August 30, 2014 | Posted in : Fee Award, Fee Award Factors, Fee Entitlement / Recoverability, Fee Issues on Appeal, Fee Jurisprudence, Fee Shifting, Prevailing Party Issues

A recent New Jersey Law Journal story, “Third Circuit OKs ERISA Attorney Fees Under Catalyst Theory,” reports that the U.S. Court Appeals for the Third Circuit has ruled that attorney fees may be awarded in Employee Retirement Income Security Act (ERISA) cases under the catalyst theory, which entitles plaintiffs to fees where the pressure of a lawsuit causes a defendant to voluntarily change its conduct.

In a nonprecedential ruling in Boyle v. International Brotherhood of Teamsters Local 863 Welfare Fund, a panel led by Judge Jane Richard Roth, and including Judge Thomas I. Vanaskie and Joseph A. Greenway Jr., reversed a New Jersey district judge’s ruling that the ERISA statute does not permit attorney fee awards under the catalyst theory.  In doing so, the court awarded attorney fees to plaintiffs Allen Boyle and Michael Luongo, despite upholding the lower court’s ruling granting summary to the defendants.
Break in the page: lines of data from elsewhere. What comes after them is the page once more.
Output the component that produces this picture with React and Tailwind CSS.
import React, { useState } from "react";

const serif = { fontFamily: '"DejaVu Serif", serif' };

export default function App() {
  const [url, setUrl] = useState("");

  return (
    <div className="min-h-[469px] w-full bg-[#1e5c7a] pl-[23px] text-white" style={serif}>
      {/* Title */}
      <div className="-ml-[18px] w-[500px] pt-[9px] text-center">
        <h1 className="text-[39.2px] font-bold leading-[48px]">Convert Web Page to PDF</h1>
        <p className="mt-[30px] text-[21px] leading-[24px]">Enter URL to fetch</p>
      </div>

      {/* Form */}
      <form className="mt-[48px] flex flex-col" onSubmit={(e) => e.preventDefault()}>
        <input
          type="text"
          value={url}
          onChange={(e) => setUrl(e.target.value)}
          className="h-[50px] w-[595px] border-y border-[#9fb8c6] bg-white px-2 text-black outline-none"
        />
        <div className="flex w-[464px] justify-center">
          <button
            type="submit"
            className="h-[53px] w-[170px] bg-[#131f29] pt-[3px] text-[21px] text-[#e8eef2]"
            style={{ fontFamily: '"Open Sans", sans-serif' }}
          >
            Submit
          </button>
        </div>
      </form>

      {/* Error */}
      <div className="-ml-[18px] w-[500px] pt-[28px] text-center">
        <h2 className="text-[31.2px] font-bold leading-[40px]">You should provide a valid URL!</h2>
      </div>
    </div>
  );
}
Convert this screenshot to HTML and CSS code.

Roth pointed to the U.S. Supreme Court’s 2010 ruling Hardt v. Reliance Standard Life Insurance, in which it found that the ERISA statute gives district courts broad discretion to award attorney fees to plaintiffs.  The Hardt court said the ERISA statute does not limit attorney fee awards to ‘”prevailing parties,’” but instead allows parties that show ‘”some degree of success on the merits’” beyond a ‘”trivial success on the merits or purely procedural victory’” to recoup fees, according to Roth.

Roth found that while Boyle and Luongo did not prevail in the case, they achieved some success with their lawsuit by promoting their former employer to voluntarily offer to retroactively reinstate benefits to early retirees and to reimburse them for any alternative coverage they may have purchased during the four-month period in 2011 when benefits ceased.

“We hold that in light of the Supreme Court’s clear rejection of the ‘prevailing party’ standard in Hardt, the catalyst theory remains viable under ERISA,” Roth said.